— begin AVAILABLE DATA —

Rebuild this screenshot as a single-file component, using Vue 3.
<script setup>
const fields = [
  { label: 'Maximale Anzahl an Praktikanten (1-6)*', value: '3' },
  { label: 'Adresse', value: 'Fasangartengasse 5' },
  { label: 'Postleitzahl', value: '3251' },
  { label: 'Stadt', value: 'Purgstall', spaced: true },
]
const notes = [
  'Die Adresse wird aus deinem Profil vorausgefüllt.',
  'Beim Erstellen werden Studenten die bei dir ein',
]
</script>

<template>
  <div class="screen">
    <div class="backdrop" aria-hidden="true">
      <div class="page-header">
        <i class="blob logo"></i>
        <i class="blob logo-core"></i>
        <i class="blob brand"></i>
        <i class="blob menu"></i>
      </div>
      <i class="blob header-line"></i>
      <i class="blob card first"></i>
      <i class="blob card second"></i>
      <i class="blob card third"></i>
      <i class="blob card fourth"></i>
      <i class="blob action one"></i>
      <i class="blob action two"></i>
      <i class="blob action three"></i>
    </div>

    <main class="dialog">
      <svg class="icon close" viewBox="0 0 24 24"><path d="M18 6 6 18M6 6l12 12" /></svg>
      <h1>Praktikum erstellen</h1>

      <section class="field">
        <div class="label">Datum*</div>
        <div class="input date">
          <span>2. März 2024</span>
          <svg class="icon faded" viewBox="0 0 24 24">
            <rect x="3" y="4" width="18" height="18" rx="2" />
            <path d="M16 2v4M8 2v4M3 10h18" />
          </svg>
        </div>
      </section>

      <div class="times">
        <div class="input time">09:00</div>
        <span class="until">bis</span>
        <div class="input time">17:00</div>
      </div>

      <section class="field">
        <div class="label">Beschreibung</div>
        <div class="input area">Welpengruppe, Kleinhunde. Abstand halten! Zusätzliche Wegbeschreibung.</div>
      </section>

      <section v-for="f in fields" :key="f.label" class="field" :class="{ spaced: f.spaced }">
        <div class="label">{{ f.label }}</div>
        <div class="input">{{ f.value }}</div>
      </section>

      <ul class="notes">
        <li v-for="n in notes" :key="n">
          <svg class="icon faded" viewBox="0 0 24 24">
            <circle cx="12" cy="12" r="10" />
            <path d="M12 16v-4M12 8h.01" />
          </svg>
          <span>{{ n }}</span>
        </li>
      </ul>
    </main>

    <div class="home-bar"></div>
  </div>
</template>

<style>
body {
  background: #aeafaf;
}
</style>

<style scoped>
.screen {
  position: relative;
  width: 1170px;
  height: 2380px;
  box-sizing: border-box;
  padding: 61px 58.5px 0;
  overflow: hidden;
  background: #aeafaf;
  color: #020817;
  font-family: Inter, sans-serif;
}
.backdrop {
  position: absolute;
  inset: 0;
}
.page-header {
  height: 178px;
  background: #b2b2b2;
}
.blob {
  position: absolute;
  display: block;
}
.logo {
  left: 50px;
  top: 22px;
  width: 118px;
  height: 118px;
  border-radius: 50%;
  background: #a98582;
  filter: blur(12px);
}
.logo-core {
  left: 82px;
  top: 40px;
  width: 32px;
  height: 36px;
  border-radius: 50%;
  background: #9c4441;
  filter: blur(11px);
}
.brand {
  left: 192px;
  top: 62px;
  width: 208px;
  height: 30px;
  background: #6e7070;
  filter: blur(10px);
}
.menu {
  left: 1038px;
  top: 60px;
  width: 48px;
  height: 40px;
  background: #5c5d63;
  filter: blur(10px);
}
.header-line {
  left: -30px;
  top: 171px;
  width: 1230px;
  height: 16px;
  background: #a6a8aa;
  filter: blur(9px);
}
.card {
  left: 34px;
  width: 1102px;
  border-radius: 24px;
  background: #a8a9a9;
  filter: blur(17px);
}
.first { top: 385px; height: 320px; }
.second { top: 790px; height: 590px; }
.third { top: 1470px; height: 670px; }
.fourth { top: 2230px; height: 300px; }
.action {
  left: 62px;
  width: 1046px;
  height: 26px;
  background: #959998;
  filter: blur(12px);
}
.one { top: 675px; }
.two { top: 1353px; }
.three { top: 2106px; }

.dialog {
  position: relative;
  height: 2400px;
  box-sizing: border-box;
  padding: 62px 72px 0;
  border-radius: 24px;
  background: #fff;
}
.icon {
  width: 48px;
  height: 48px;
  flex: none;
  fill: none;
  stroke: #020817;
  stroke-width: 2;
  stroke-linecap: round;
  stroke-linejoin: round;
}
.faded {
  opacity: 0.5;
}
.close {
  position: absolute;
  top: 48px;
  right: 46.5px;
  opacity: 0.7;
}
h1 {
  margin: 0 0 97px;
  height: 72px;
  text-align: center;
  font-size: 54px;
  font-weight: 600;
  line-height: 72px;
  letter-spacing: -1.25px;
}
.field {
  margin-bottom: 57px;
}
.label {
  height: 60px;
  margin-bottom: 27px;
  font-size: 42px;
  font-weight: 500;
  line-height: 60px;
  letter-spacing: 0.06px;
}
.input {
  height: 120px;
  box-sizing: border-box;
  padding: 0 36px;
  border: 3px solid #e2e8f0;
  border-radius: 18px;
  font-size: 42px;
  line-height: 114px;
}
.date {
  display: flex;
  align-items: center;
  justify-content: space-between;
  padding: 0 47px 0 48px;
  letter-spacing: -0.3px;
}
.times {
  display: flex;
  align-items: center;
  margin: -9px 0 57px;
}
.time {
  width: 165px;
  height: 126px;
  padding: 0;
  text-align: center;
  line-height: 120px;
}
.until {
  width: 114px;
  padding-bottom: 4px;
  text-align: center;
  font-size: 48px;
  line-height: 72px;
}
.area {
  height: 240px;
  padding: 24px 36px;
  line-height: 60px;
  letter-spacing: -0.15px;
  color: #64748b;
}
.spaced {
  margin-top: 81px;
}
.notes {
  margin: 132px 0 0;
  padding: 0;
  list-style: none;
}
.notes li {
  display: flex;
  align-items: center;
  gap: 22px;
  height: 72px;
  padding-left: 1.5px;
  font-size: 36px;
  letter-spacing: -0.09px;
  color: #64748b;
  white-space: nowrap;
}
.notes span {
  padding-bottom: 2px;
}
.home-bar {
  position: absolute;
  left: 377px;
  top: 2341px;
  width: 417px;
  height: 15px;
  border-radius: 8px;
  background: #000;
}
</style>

— end AVAILABLE DATA —
— begin AVAILABLE DATA —

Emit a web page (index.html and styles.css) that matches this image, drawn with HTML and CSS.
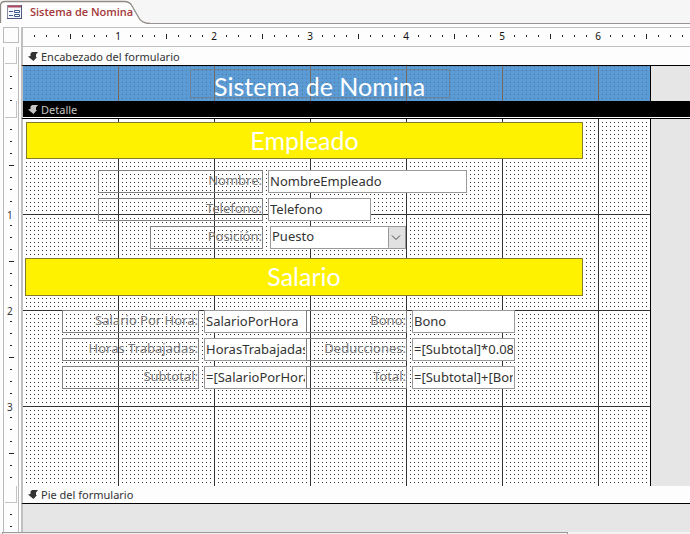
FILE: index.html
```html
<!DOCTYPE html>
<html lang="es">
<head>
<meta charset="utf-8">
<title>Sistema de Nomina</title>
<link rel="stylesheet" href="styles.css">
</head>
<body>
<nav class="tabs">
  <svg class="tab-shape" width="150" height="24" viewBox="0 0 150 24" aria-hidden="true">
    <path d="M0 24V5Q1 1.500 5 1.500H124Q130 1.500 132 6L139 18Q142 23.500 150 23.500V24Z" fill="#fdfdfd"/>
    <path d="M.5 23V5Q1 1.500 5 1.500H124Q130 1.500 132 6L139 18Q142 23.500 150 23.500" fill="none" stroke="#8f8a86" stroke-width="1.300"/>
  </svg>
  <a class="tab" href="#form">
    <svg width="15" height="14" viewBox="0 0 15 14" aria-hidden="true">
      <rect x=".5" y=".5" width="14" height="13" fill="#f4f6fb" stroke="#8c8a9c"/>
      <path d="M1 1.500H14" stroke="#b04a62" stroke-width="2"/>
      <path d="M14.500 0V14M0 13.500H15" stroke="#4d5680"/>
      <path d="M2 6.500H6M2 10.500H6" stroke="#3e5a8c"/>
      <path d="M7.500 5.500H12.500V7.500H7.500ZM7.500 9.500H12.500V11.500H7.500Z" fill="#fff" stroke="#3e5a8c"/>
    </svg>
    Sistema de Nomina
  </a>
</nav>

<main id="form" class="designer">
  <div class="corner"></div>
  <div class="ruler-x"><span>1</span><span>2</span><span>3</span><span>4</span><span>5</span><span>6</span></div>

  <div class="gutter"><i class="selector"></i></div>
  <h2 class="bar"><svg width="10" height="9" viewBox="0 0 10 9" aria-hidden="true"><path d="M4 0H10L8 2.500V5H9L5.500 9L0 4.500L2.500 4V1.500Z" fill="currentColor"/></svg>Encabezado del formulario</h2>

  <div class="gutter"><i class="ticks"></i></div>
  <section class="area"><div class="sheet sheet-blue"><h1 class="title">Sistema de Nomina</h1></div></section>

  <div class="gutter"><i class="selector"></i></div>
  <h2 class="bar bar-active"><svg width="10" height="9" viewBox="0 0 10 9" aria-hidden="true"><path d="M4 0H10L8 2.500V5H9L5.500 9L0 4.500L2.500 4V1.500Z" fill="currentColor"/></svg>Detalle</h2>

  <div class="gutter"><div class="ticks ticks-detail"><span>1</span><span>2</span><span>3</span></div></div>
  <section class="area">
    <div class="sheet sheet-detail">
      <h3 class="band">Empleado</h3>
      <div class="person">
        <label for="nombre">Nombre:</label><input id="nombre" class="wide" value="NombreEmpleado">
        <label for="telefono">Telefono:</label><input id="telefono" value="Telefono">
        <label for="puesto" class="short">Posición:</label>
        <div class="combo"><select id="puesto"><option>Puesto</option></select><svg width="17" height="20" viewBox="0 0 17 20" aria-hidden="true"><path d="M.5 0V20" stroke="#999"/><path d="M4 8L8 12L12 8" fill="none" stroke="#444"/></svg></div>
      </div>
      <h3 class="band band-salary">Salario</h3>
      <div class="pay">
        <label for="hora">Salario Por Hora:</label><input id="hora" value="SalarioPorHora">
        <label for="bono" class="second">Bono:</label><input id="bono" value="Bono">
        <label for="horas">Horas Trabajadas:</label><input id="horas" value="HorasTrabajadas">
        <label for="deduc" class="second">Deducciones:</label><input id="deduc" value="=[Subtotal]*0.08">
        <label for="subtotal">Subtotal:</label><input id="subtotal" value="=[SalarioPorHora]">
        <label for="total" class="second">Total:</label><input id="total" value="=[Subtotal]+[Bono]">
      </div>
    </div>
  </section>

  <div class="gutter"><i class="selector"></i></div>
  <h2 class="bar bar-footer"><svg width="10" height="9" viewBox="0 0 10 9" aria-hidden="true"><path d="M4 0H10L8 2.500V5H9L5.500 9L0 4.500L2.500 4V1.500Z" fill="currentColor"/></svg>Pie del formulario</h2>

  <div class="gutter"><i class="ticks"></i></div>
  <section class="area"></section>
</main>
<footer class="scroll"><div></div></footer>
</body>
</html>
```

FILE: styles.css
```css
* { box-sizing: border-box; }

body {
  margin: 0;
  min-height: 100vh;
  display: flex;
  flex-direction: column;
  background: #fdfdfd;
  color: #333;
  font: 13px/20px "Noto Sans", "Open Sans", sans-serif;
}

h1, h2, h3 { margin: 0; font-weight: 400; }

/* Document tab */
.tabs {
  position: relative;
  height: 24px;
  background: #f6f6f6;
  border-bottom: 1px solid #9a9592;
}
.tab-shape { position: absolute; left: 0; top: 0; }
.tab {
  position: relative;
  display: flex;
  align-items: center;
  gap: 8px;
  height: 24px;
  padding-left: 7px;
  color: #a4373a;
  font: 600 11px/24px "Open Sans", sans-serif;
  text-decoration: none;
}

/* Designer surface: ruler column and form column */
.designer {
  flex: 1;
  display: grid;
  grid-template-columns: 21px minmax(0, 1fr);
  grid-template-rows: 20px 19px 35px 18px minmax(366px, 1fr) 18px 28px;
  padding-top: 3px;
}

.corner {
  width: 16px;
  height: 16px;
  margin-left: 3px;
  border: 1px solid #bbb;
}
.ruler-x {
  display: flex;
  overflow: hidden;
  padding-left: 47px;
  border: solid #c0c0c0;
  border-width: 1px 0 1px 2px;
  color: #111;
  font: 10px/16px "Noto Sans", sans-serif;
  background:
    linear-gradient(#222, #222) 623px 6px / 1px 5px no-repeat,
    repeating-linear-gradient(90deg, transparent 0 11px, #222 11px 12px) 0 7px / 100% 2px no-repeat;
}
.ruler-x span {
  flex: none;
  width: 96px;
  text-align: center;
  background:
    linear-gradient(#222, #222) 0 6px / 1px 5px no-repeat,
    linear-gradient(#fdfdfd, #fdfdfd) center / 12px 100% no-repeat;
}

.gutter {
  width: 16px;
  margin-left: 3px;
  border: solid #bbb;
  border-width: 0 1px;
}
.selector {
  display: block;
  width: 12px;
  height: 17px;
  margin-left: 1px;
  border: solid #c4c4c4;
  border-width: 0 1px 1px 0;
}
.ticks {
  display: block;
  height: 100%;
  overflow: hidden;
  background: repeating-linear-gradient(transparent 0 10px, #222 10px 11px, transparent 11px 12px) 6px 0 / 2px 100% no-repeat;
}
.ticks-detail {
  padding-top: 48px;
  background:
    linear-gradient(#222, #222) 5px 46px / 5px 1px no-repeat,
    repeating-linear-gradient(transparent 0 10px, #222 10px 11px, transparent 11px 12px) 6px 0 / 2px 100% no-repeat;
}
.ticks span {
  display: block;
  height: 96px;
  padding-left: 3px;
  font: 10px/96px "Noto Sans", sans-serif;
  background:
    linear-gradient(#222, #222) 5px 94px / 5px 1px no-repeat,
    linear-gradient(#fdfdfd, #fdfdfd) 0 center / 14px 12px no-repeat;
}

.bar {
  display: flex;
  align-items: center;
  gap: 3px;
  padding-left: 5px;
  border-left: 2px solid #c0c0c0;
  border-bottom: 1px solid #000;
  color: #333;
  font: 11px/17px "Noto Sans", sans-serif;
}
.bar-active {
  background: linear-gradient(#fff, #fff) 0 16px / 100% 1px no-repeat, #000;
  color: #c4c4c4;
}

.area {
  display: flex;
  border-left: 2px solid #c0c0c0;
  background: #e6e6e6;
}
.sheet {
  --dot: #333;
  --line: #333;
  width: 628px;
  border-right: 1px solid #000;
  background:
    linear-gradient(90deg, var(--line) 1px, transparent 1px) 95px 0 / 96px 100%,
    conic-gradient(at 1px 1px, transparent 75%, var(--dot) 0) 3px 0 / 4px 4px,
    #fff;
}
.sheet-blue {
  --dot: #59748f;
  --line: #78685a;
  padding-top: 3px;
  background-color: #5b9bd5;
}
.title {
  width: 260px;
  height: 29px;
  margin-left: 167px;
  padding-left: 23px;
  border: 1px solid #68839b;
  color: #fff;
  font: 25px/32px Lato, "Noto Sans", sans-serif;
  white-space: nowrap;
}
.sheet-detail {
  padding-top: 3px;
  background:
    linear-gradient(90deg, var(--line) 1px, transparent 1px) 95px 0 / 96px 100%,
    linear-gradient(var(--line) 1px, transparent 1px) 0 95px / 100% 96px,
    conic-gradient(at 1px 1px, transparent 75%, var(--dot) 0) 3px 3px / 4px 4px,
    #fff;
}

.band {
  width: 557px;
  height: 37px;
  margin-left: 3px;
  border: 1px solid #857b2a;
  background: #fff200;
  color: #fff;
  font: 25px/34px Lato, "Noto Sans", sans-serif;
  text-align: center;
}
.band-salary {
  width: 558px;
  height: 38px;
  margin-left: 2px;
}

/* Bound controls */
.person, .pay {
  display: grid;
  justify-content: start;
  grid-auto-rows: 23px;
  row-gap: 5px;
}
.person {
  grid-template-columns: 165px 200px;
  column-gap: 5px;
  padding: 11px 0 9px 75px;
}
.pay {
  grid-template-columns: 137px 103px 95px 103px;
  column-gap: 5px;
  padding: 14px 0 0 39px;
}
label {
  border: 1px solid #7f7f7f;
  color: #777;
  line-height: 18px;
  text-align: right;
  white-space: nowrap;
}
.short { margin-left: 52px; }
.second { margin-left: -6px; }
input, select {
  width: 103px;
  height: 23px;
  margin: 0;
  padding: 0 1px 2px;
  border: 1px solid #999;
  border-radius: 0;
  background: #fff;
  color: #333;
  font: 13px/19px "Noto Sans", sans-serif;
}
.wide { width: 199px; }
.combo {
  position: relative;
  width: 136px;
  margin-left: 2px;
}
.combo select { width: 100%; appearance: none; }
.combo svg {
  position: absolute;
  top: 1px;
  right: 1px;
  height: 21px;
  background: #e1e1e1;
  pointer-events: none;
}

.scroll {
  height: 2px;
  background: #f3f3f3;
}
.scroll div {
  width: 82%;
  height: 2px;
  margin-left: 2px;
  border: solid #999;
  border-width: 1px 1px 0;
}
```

— end AVAILABLE DATA —

> **YOUR TASK**: In the listing above, locate the line with "Rebuild this screenshot" and the line with "<h1>Praktikum erstellen</h1>", then extract exactly those lines and every line between them, and nothing more.

> **SOLUTION TO THE PROBLEM**:
Rebuild this screenshot as a single-file component, using Vue 3.
<script setup>
const fields = [
  { label: 'Maximale Anzahl an Praktikanten (1-6)*', value: '3' },
  { label: 'Adresse', value: 'Fasangartengasse 5' },
  { label: 'Postleitzahl', value: '3251' },
  { label: 'Stadt', value: 'Purgstall', spaced: true },
]
const notes = [
  'Die Adresse wird aus deinem Profil vorausgefüllt.',
  'Beim Erstellen werden Studenten die bei dir ein',
]
</script>

<template>
  <div class="screen">
    <div class="backdrop" aria-hidden="true">
      <div class="page-header">
        <i class="blob logo"></i>
        <i class="blob logo-core"></i>
        <i class="blob brand"></i>
        <i class="blob menu"></i>
      </div>
      <i class="blob header-line"></i>
      <i class="blob card first"></i>
      <i class="blob card second"></i>
      <i class="blob card third"></i>
      <i class="blob card fourth"></i>
      <i class="blob action one"></i>
      <i class="blob action two"></i>
      <i class="blob action three"></i>
    </div>

    <main class="dialog">
      <svg class="icon close" viewBox="0 0 24 24"><path d="M18 6 6 18M6 6l12 12" /></svg>
      <h1>Praktikum erstellen</h1>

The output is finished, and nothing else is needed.